Pete Burling, skipper on Emirates Team New Zealand who stayed out practicing in the super-light conditions for some 45 minutes after all the racing had concluded, saw the three days as highly valuable saying: “It's been amazing to see the progression of the systems over the three days you know from virtually everything getting bolted on the boat under a week ago to you know testing the systems the first time. Every day we've had huge steps forward, there’s obviously still a little bit to go but it's been amazing to see the progression so far.”

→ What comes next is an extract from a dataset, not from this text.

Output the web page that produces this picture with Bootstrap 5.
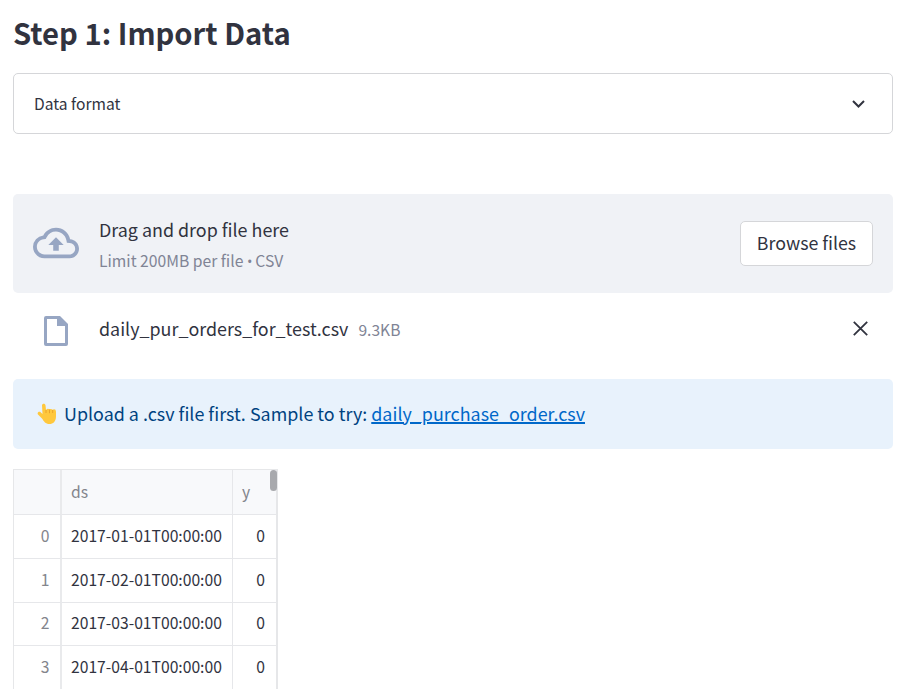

Talking through the fleet racing, Pete summed up the day saying: “The first start we had really nice conditions there's probably nine knots or something like that so you don't have to worry too much about the wind shadows you could kind of manoeuvre anywhere and we did a nice job putting the right good spot and then the second one we actually ended up almost coming off the foil in a manoeuvre that 5 minutes out to start and barely made it back in time so we were right on the back foot the whole way and it was hard to get back into the race. It definitely wasn't really our intention to start on port, but we just got a little bit too late and in that dying breeze I think we saw everyone apart from Prada off the foil at the end and not actually finishing the race. It's pretty tricky when it gets below that seven knots to keep these boats going especially when you're crossing the wind shadows. It's great practise you know they’re a super tough conditions and we're really excited to be out there racing other teams.”

Fantastic three days here in Barcelona. Plenty learned by all the teams and also by the race management, media and technology suppliers. Boxes were ticked all round but an early pecking order for Vilanova i La Geltrú is starting to form. One thing we know for sure – it will be desperately tight, and consistency is the name of the AC40 game.